=== Raw data ===
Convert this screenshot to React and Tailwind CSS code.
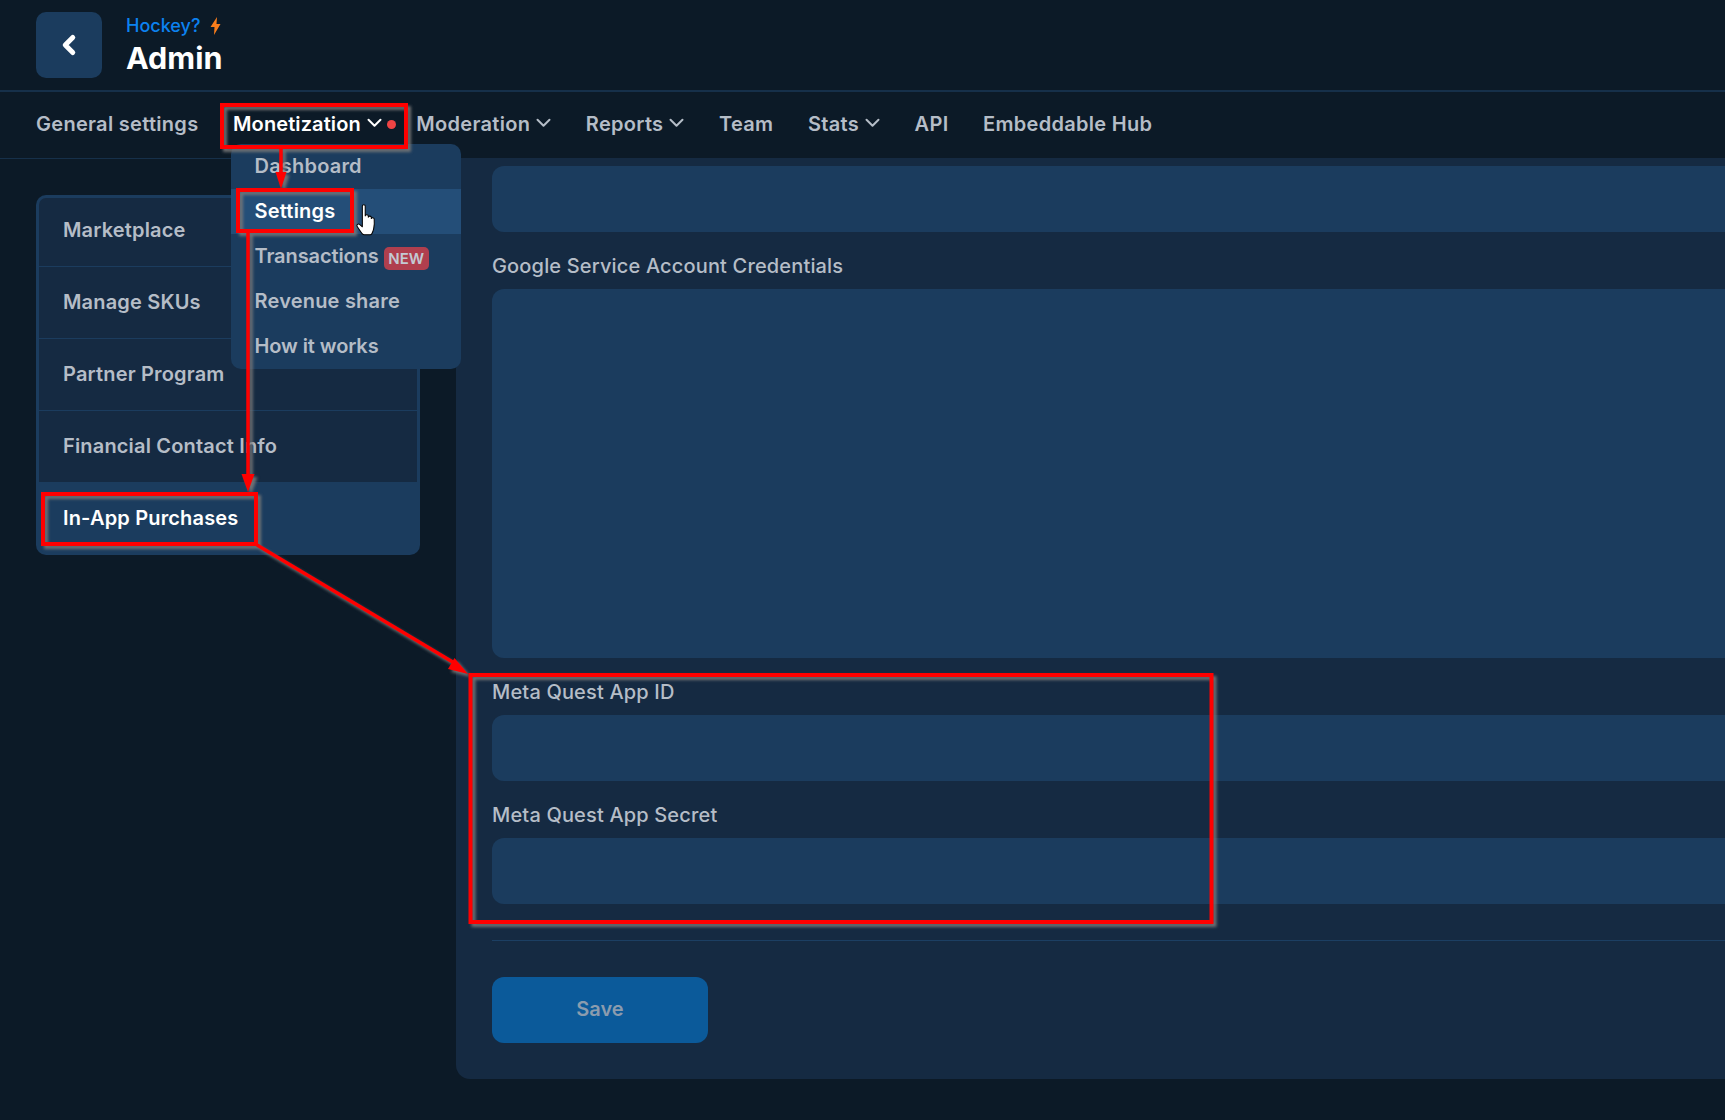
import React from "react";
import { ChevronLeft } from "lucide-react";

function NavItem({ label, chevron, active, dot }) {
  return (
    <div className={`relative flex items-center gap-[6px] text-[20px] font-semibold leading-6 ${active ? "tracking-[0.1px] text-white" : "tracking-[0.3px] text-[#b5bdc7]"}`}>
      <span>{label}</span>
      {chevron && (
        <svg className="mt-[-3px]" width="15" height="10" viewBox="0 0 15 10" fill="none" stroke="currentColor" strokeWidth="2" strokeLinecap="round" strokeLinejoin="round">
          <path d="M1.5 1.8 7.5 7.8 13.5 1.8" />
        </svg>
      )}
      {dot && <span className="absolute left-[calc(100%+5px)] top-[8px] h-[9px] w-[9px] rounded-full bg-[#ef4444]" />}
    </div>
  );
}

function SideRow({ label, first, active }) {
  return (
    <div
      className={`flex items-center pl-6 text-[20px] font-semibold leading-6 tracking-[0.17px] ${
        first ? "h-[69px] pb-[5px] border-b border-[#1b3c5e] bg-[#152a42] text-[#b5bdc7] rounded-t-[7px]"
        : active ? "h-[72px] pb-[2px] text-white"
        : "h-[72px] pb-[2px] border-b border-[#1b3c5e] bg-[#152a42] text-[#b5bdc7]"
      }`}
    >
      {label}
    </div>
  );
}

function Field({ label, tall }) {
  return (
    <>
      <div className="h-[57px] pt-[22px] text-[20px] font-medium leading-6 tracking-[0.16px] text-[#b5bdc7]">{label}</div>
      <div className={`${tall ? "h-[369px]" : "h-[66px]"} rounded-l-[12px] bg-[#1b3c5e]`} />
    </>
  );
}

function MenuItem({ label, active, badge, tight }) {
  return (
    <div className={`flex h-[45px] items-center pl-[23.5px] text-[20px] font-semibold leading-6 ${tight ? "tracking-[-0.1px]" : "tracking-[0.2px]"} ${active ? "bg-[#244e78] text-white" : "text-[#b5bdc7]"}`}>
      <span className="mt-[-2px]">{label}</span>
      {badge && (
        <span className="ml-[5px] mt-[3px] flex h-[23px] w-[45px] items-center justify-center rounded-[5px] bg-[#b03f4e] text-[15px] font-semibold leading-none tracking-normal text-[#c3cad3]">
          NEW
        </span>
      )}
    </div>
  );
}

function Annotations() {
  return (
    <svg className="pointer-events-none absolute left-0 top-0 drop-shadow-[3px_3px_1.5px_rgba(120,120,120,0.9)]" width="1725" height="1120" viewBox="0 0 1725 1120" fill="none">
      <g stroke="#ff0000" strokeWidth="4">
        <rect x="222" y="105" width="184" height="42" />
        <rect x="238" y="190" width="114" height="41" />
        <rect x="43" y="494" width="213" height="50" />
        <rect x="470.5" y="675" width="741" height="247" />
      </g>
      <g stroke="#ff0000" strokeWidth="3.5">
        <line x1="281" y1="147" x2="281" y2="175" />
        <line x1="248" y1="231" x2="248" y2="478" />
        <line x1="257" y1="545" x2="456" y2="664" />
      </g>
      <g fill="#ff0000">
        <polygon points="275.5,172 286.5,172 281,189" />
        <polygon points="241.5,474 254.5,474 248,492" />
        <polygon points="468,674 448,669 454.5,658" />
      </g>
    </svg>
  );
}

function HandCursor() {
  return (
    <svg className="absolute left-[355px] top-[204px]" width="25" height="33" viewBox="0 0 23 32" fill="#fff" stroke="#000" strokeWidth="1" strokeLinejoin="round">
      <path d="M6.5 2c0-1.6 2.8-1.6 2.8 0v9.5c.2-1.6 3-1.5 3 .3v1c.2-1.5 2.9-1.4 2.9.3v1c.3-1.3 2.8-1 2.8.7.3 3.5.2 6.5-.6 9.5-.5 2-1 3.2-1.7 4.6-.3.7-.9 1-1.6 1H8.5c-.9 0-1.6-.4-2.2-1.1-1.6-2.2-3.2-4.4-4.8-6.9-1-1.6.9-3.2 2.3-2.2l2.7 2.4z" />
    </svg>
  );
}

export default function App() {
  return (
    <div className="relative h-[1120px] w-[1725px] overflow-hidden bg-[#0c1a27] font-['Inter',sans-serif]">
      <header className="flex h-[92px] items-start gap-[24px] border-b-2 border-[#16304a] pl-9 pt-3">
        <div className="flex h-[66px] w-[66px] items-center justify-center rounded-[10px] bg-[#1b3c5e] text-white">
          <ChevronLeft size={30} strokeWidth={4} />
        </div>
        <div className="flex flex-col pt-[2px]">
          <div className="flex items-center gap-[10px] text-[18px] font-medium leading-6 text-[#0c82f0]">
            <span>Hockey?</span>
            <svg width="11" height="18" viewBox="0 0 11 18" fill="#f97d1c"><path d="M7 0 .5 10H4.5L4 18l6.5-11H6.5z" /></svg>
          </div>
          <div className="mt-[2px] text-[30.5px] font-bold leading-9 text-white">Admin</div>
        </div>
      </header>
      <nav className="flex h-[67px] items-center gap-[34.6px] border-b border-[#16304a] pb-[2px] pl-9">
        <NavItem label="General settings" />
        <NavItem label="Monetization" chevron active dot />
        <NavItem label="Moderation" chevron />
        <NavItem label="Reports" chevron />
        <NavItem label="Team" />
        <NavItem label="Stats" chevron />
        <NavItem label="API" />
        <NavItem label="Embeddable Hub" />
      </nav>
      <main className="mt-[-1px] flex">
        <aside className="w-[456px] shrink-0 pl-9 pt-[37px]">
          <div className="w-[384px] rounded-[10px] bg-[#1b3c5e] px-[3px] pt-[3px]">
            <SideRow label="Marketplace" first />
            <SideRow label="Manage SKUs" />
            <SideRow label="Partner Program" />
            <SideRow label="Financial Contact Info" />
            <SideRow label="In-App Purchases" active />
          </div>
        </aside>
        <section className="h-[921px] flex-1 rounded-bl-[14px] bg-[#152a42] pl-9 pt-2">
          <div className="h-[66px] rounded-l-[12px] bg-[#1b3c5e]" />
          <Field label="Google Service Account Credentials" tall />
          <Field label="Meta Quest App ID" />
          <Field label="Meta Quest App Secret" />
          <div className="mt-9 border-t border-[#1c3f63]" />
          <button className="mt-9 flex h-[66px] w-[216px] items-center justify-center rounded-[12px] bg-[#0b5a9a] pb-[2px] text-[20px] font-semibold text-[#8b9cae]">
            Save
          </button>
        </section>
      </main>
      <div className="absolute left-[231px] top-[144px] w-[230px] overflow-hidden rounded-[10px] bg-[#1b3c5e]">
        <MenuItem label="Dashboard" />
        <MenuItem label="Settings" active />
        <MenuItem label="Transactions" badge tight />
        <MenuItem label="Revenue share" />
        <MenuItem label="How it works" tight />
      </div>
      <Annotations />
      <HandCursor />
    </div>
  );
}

=== Given request ===
Copy the whole listing above word for word but do not carry over the pictures.

=== Task answer ===
Convert this screenshot to React and Tailwind CSS code.
import React from "react";
import { ChevronLeft } from "lucide-react";

function NavItem({ label, chevron, active, dot }) {
  return (
    <div className={`relative flex items-center gap-[6px] text-[20px] font-semibold leading-6 ${active ? "tracking-[0.1px] text-white" : "tracking-[0.3px] text-[#b5bdc7]"}`}>
      <span>{label}</span>
      {chevron && (
        <svg className="mt-[-3px]" width="15" height="10" viewBox="0 0 15 10" fill="none" stroke="currentColor" strokeWidth="2" strokeLinecap="round" strokeLinejoin="round">
          <path d="M1.5 1.8 7.5 7.8 13.5 1.8" />
        </svg>
      )}
      {dot && <span className="absolute left-[calc(100%+5px)] top-[8px] h-[9px] w-[9px] rounded-full bg-[#ef4444]" />}
    </div>
  );
}

function SideRow({ label, first, active }) {
  return (
    <div
      className={`flex items-center pl-6 text-[20px] font-semibold leading-6 tracking-[0.17px] ${
        first ? "h-[69px] pb-[5px] border-b border-[#1b3c5e] bg-[#152a42] text-[#b5bdc7] rounded-t-[7px]"
        : active ? "h-[72px] pb-[2px] text-white"
        : "h-[72px] pb-[2px] border-b border-[#1b3c5e] bg-[#152a42] text-[#b5bdc7]"
      }`}
    >
      {label}
    </div>
  );
}

function Field({ label, tall }) {
  return (
    <>
      <div className="h-[57px] pt-[22px] text-[20px] font-medium leading-6 tracking-[0.16px] text-[#b5bdc7]">{label}</div>
      <div className={`${tall ? "h-[369px]" : "h-[66px]"} rounded-l-[12px] bg-[#1b3c5e]`} />
    </>
  );
}

function MenuItem({ label, active, badge, tight }) {
  return (
    <div className={`flex h-[45px] items-center pl-[23.5px] text-[20px] font-semibold leading-6 ${tight ? "tracking-[-0.1px]" : "tracking-[0.2px]"} ${active ? "bg-[#244e78] text-white" : "text-[#b5bdc7]"}`}>
      <span className="mt-[-2px]">{label}</span>
      {badge && (
        <span className="ml-[5px] mt-[3px] flex h-[23px] w-[45px] items-center justify-center rounded-[5px] bg-[#b03f4e] text-[15px] font-semibold leading-none tracking-normal text-[#c3cad3]">
          NEW
        </span>
      )}
    </div>
  );
}

function Annotations() {
  return (
    <svg className="pointer-events-none absolute left-0 top-0 drop-shadow-[3px_3px_1.5px_rgba(120,120,120,0.9)]" width="1725" height="1120" viewBox="0 0 1725 1120" fill="none">
      <g stroke="#ff0000" strokeWidth="4">
        <rect x="222" y="105" width="184" height="42" />
        <rect x="238" y="190" width="114" height="41" />
        <rect x="43" y="494" width="213" height="50" />
        <rect x="470.5" y="675" width="741" height="247" />
      </g>
      <g stroke="#ff0000" strokeWidth="3.5">
        <line x1="281" y1="147" x2="281" y2="175" />
        <line x1="248" y1="231" x2="248" y2="478" />
        <line x1="257" y1="545" x2="456" y2="664" />
      </g>
      <g fill="#ff0000">
        <polygon points="275.5,172 286.5,172 281,189" />
        <polygon points="241.5,474 254.5,474 248,492" />
        <polygon points="468,674 448,669 454.5,658" />
      </g>
    </svg>
  );
}

function HandCursor() {
  return (
    <svg className="absolute left-[355px] top-[204px]" width="25" height="33" viewBox="0 0 23 32" fill="#fff" stroke="#000" strokeWidth="1" strokeLinejoin="round">
      <path d="M6.5 2c0-1.6 2.8-1.6 2.8 0v9.5c.2-1.6 3-1.5 3 .3v1c.2-1.5 2.9-1.4 2.9.3v1c.3-1.3 2.8-1 2.8.7.3 3.5.2 6.5-.6 9.5-.5 2-1 3.2-1.7 4.6-.3.7-.9 1-1.6 1H8.5c-.9 0-1.6-.4-2.2-1.1-1.6-2.2-3.2-4.4-4.8-6.9-1-1.6.9-3.2 2.3-2.2l2.7 2.4z" />
    </svg>
  );
}

export default function App() {
  return (
    <div className="relative h-[1120px] w-[1725px] overflow-hidden bg-[#0c1a27] font-['Inter',sans-serif]">
      <header className="flex h-[92px] items-start gap-[24px] border-b-2 border-[#16304a] pl-9 pt-3">
        <div className="flex h-[66px] w-[66px] items-center justify-center rounded-[10px] bg-[#1b3c5e] text-white">
          <ChevronLeft size={30} strokeWidth={4} />
        </div>
        <div className="flex flex-col pt-[2px]">
          <div className="flex items-center gap-[10px] text-[18px] font-medium leading-6 text-[#0c82f0]">
            <span>Hockey?</span>
            <svg width="11" height="18" viewBox="0 0 11 18" fill="#f97d1c"><path d="M7 0 .5 10H4.5L4 18l6.5-11H6.5z" /></svg>
          </div>
          <div className="mt-[2px] text-[30.5px] font-bold leading-9 text-white">Admin</div>
        </div>
      </header>
      <nav className="flex h-[67px] items-center gap-[34.6px] border-b border-[#16304a] pb-[2px] pl-9">
        <NavItem label="General settings" />
        <NavItem label="Monetization" chevron active dot />
        <NavItem label="Moderation" chevron />
        <NavItem label="Reports" chevron />
        <NavItem label="Team" />
        <NavItem label="Stats" chevron />
        <NavItem label="API" />
        <NavItem label="Embeddable Hub" />
      </nav>
      <main className="mt-[-1px] flex">
        <aside className="w-[456px] shrink-0 pl-9 pt-[37px]">
          <div className="w-[384px] rounded-[10px] bg-[#1b3c5e] px-[3px] pt-[3px]">
            <SideRow label="Marketplace" first />
            <SideRow label="Manage SKUs" />
            <SideRow label="Partner Program" />
            <SideRow label="Financial Contact Info" />
            <SideRow label="In-App Purchases" active />
          </div>
        </aside>
        <section className="h-[921px] flex-1 rounded-bl-[14px] bg-[#152a42] pl-9 pt-2">
          <div className="h-[66px] rounded-l-[12px] bg-[#1b3c5e]" />
          <Field label="Google Service Account Credentials" tall />
          <Field label="Meta Quest App ID" />
          <Field label="Meta Quest App Secret" />
          <div className="mt-9 border-t border-[#1c3f63]" />
          <button className="mt-9 flex h-[66px] w-[216px] items-center justify-center rounded-[12px] bg-[#0b5a9a] pb-[2px] text-[20px] font-semibold text-[#8b9cae]">
            Save
          </button>
        </section>
      </main>
      <div className="absolute left-[231px] top-[144px] w-[230px] overflow-hidden rounded-[10px] bg-[#1b3c5e]">
        <MenuItem label="Dashboard" />
        <MenuItem label="Settings" active />
        <MenuItem label="Transactions" badge tight />
        <MenuItem label="Revenue share" />
        <MenuItem label="How it works" tight />
      </div>
      <Annotations />
      <HandCursor />
    </div>
  );
}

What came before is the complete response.